Cada día se viven en las diferentes Iglesias escándalos que provocan también el abandono o la desafección de la comunidad cristiana, y todos somos testigos del crecimiento exponencial de Iglesias cerradas, Iglesias vacías, Asambleas en las que solo aparecen cabezas canosas... o calvicies... El despojo que se está produciendo es evidente y doloroso, pero ¿estamos más cerca o más lejos de interpretarlo en su forma evangélica?

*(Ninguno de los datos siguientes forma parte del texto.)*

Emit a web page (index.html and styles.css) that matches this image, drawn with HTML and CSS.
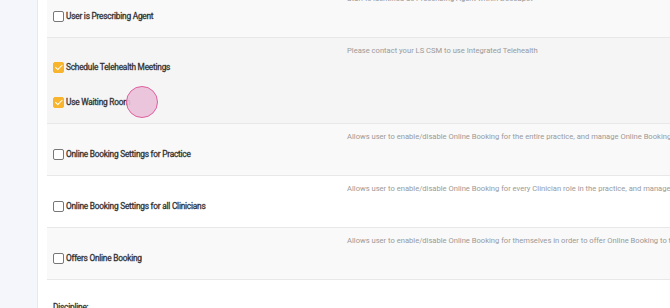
FILE: index.html
```html
<!DOCTYPE html>
<html lang="en">
<head>
    <meta charset="UTF-8">
    <title>Staff Permissions</title>
    <link rel="stylesheet" href="styles.css">
</head>
<body>
    <div class="layout">
        <!-- Barra lateral -->
        <aside class="sidebar"></aside>

        <!-- Panel de permisos -->
        <main class="panel">
            <div class="perm-list">
                <div class="perm-row shade top-row">
                    <div class="perm-options">
                        <label class="perm-option">
                            <span class="box"></span>
                            <span>User is Prescribing Agent</span>
                        </label>
                    </div>
                    <div class="perm-desc">Staff is identified as Prescribing Agent within DoseSpot</div>
                </div>

                <div class="perm-row dark">
                    <div class="perm-options tall">
                        <label class="perm-option">
                            <span class="box checked"></span>
                            <span>Schedule Telehealth Meetings</span>
                        </label>
                        <label class="perm-option">
                            <span class="box checked"></span>
                            <span>Use Waiting Room</span>
                            <span class="cursor-dot"></span>
                        </label>
                    </div>
                    <div class="perm-desc">Please contact your LS CSM to use Integrated Telehealth</div>
                </div>

                <div class="perm-row shade">
                    <div class="perm-options">
                        <label class="perm-option">
                            <span class="box"></span>
                            <span>Online Booking Settings for Practice</span>
                        </label>
                    </div>
                    <div class="perm-desc">Allows user to enable/disable Online Booking for the entire practice, and manage Online Booking settings</div>
                </div>

                <div class="perm-row">
                    <div class="perm-options">
                        <label class="perm-option">
                            <span class="box"></span>
                            <span>Online Booking Settings for all Clinicians</span>
                        </label>
                    </div>
                    <div class="perm-desc">Allows user to enable/disable Online Booking for every Clinician role in the practice, and manage their settings</div>
                </div>

                <div class="perm-row shade">
                    <div class="perm-options">
                        <label class="perm-option">
                            <span class="box"></span>
                            <span>Offers Online Booking</span>
                        </label>
                    </div>
                    <div class="perm-desc">Allows user to enable/disable Online Booking for themselves in order to offer Online Booking to their clients</div>
                </div>
            </div>

            <div class="field-label">Discipline:</div>
        </main>
    </div>
</body>
</html>
```

FILE: styles.css
```css
/* Estilos generales */
body {
    margin: 0;
    font-family: Roboto, "Liberation Sans", Arial, sans-serif;
    background: #f4f6fb;
    color: #333333;
    overflow: hidden;
}

.layout {
    display: flex;
    height: 308px;
}

.sidebar {
    width: 37px;
    flex-shrink: 0;
    background: #f4f6fb;
}

/* Panel principal */
.panel {
    flex: 1;
    background: #ffffff;
    border-left: 1px solid #e6e8ec;
    padding-left: 9px;
    white-space: nowrap;
    overflow: hidden;
}

.perm-row {
    display: flex;
    background: #ffffff;
    border-bottom: 1px solid #e8e8e8;
}

.perm-row.shade {
    background: #f9f9f9;
}

.perm-row.dark {
    background: #f5f5f5;
}

.top-row {
    margin-top: -14px;
}

.perm-options {
    width: 294px;
    flex-shrink: 0;
    padding: 24px 0 0 6px;
    height: 27px;
    box-sizing: content-box;
}

.perm-options.tall {
    height: 62px;
    padding-top: 23px;
    display: flex;
    flex-direction: column;
    gap: 23px;
}

.top-row .perm-options {
    padding-top: 24px;
    height: 27px;
}

.perm-option {
    display: flex;
    align-items: center;
    gap: 2px;
    font-size: 8.3px;
    letter-spacing: -0.22px;
    -webkit-text-stroke: 0.3px #333;
    color: #333;
    position: relative;
    height: 12px;
}

.box {
    width: 9px;
    height: 9px;
    border: 1.5px solid #777777;
    border-radius: 2px;
    background: #ffffff;
    position: relative;
}

.box.checked {
    background: #f8b42c;
    border-color: #f8b42c;
}

.box.checked::after {
    content: "";
    position: absolute;
    left: 2.5px;
    top: 0px;
    width: 3px;
    height: 5.5px;
    border: solid #ffffff;
    border-width: 0 1.2px 1.2px 0;
    transform: rotate(45deg);
}

.perm-desc {
    padding-top: 8px;
    font-size: 7.6px;
    color: #9a9a9a;
}

.top-row .perm-desc {
    padding-top: 8px;
}

/* Marca del cursor */
.cursor-dot {
    position: absolute;
    left: 73px;
    top: -10px;
    width: 30px;
    height: 30px;
    border-radius: 50%;
    background: rgba(234, 192, 216, 0.9);
    border: 1.5px solid #e0609e;
}

.field-label {
    padding: 22px 0 0 6px;
    font-size: 8.3px;
    letter-spacing: -0.22px;
    -webkit-text-stroke: 0.3px #333;
    color: #333;
}
```
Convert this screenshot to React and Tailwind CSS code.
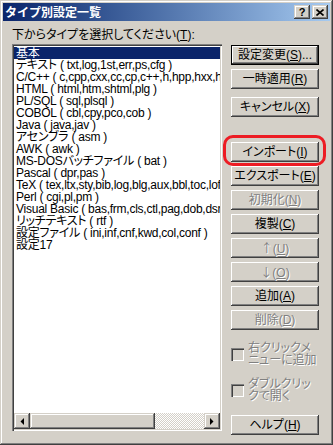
import React from "react";

const TYPES = [
  "基本",
  "テキスト ( txt,log,1st,err,ps,cfg )",
  "C/C++ ( c,cpp,cxx,cc,cp,c++,h,hpp,hxx,hh,inl )",
  "HTML ( html,htm,shtml,plg )",
  "PL/SQL ( sql,plsql )",
  "COBOL ( cbl,cpy,pco,cob )",
  "Java ( java,jav )",
  "アセンブラ ( asm )",
  "AWK ( awk )",
  "MS-DOSバッチファイル ( bat )",
  "Pascal ( dpr,pas )",
  "TeX ( tex,ltx,sty,bib,log,blg,aux,bbl,toc,lof,lot,idx,ind,glo )",
  "Perl ( cgi,pl,pm )",
  "Visual Basic ( bas,frm,cls,ctl,pag,dob,dsr,vb )",
  "リッチテキスト ( rtf )",
  "設定ファイル ( ini,inf,cnf,kwd,col,conf )",
  "設定17",
];

const RAISED =
  "shadow-[inset_-1px_-1px_#404040,inset_1px_1px_#fff,inset_-2px_-2px_#808080,inset_2px_2px_#d4d0c8]";
const RAISED_SB =
  "shadow-[inset_-1px_-1px_#404040,inset_1px_1px_#d4d0c8,inset_-2px_-2px_#808080,inset_2px_2px_#fff]";
const SUNKEN =
  "shadow-[inset_1px_1px_#808080,inset_2px_2px_#404040,inset_-1px_-1px_#fff,inset_-2px_-2px_#d4d0c8]";

function Btn({ label, accel, suffix = "", disabled, isDefault, arrow, className = "" }) {
  return (
    <div
      className={`flex h-[20px] w-[88px] shrink-0 items-center justify-center bg-[#d4d0c8] text-[12px] leading-[12px] ${
        isDefault ? "border border-black" : ""
      } ${RAISED} ${
        disabled ? "text-[#808080] [text-shadow:1px_1px_0_#fff]" : "text-black"
      } ${className}`}
    >
      <span className="whitespace-nowrap">
        <span className={arrow ? "font-['Noto_Sans_CJK_JP',sans-serif]" : ""}>{label}</span>(
        <u className="underline underline-offset-[1px]">{accel}</u>){suffix}
      </span>
    </div>
  );
}

function Check({ lines, className = "" }) {
  return (
    <div className={`flex items-center gap-[4px] ${className}`}>
      <div className={`h-[13px] w-[13px] shrink-0 bg-[#d4d0c8] ${SUNKEN}`} />
      <div className="text-[12px] leading-[12px] text-[#808080] [text-shadow:1px_1px_0_#fff]">
        {lines.map((l) => (
          <div key={l}>{l}</div>
        ))}
      </div>
    </div>
  );
}

function Arrow({ dir }) {
  return (
    <svg width="4" height="7" viewBox="0 0 4 7">
      {dir === "left" ? (
        <polygon points="4,0 4,7 0.5,3.5" fill="#000" />
      ) : (
        <polygon points="0,0 0,7 3.5,3.5" fill="#000" />
      )}
    </svg>
  );
}

export default function App() {
  return (
    <div
      className={`relative flex h-[445px] w-[333px] flex-col bg-[#d4d0c8] p-[3px] font-['Liberation_Sans','Noto_Sans_CJK_JP',sans-serif] [font-feature-settings:'palt'] shadow-[inset_-1px_-1px_#404040,inset_1px_1px_#d4d0c8,inset_-2px_-2px_#808080,inset_2px_2px_#fff]`}
    >
      {/* Title bar */}
      <div className="flex h-[18px] shrink-0 items-center bg-gradient-to-r from-[#0a246a] to-[#a6caf0] pl-[2px] pr-[2px]">
        <span className="font-['Noto_Sans_CJK_JP',sans-serif] text-[12px] font-bold leading-[12px] text-white [font-feature-settings:normal]">
          タイプ別設定一覧
        </span>
        <div className="ml-auto flex gap-[2px]">
          <div className={`flex h-[14px] w-[16px] items-center justify-center bg-[#d4d0c8] ${RAISED_SB}`}>
            <span className="text-[11px] font-bold leading-[11px] text-black">?</span>
          </div>
          <div className={`flex h-[14px] w-[16px] items-center justify-center bg-[#d4d0c8] ${RAISED_SB}`}>
            <svg width="8" height="7" viewBox="0 0 8 7">
              <path d="M0.5 0.5 L7.5 6.5 M7.5 0.5 L0.5 6.5" stroke="#000" strokeWidth="1.6" />
            </svg>
          </div>
        </div>
      </div>

      {/* Body */}
      <div className="flex flex-1 pl-[9px] pr-[11px] pt-[8px]">
        {/* Left column */}
        <div className="flex w-[210px] flex-col">
          <div className="h-[13px] whitespace-nowrap text-[12px] leading-[13px] text-black">
            下からタイプを選択してください(<u className="underline underline-offset-[1px]">T</u>):
          </div>
          <div className={`mt-[2px] flex h-[387px] flex-col bg-white p-[2px] ${SUNKEN}`}>
            <div className="flex-1 overflow-hidden pt-[1px]">
              {TYPES.map((t, i) => (
                <div
                  key={t}
                  className={`h-[12px] whitespace-nowrap pl-[2px] text-[12px] leading-[12px] tracking-[-0.25px] ${
                    i === 0 ? "bg-[#0a246a] text-white" : "text-black"
                  }`}
                >
                  {t}
                </div>
              ))}
            </div>
            {/* Horizontal scrollbar */}
            <div className="flex h-[16px] shrink-0">
              <div className={`flex h-[16px] w-[16px] items-center justify-center bg-[#d4d0c8] ${RAISED_SB}`}>
                <Arrow dir="left" />
              </div>
              <div className={`h-[16px] w-[125px] bg-[#d4d0c8] ${RAISED_SB}`} />
              <div className="h-[16px] flex-1 bg-[repeating-conic-gradient(#d4d0c8_0_25%,#fff_0_50%)] bg-[length:2px_2px]" />
              <div className={`flex h-[16px] w-[16px] items-center justify-center bg-[#d4d0c8] ${RAISED_SB}`}>
                <Arrow dir="right" />
              </div>
            </div>
          </div>
        </div>

        {/* Right column */}
        <div className="ml-[9px] flex w-[88px] flex-col">
          <Btn label="設定変更" accel="S" suffix="..." isDefault className="mt-[16px]" />
          <Btn label="一時適用" accel="R" className="mt-[4px]" />
          <Btn label="キャンセル" accel="X" className="mt-[8px]" />
          <Btn label="インポート" accel="I" className="mt-[25px]" />
          <Btn label="エクスポート" accel="E" className="mt-[4px]" />
          <Btn label="初期化" accel="N" disabled className="mt-[4px]" />
          <Btn label="複製" accel="C" className="mt-[4px]" />
          <Btn label="↑" accel="U" disabled arrow className="mt-[4px]" />
          <Btn label="↓" accel="O" disabled arrow className="mt-[4px]" />
          <Btn label="追加" accel="A" className="mt-[4px]" />
          <Btn label="削除" accel="D" disabled className="mt-[4px]" />
          <Check lines={["右クリックメ", "ニューに追加"]} className="mt-[12px]" />
          <Check lines={["ダブルクリッ", "クで開く"]} className="mt-[12px]" />
          <Btn label="ヘルプ" accel="H" className="mt-[13px]" />
        </div>
      </div>

      {/* Red annotation around import button */}
      <div className="pointer-events-none absolute left-[223px] top-[135px] h-[31px] w-[103px] rounded-[10px] border-[3px] border-[#ed1c24]" />
    </div>
  );
}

No es solo una cuestión de pobreza, de rechazo de la riqueza y de compartir con los pobres: es necesario que la Iglesia se empobrezca de poder mundano, se despoje del poder jurídico, se siente a la mesa de los pecadores simplemente siguiendo a Jesús y frecuentando, como Él, a los que sufren, a los necesitados, a los desechados de la sociedad. La Iglesia debe sentirse un «camino», como lo profesaban los primeros cristianos, y concebirse a sí misma en forma de «seguimiento», no de religión.
Entonces, tal vez entonces, se producirá la conversión del catolicismo al Evangelio del Reino y desaparecerá el riesgo de un catolicismo sin cristianismo, de una religión teísta condenada hoy a la autorreferencialidad, a intentos falaces de autoconservación, ocupándose de sí misma sin una espera mesiánica que le dé vigor y ahuyente todo temor.
Entonces el Evangelio —como Buena Nueva de que la muerte no tiene la última palabra porque Jesucristo, que es el amor vivido hasta el extremo por la humanidad, la ha vencido— ya no permanecerá mudo y podrá resonar con claridad en comunidades minoritarias pero significativas.
Si el paisaje religioso se derrumba, y bajo las cenizas permanece la brasa de la fe y, puede ser que la fe cristiana renazca alternativa.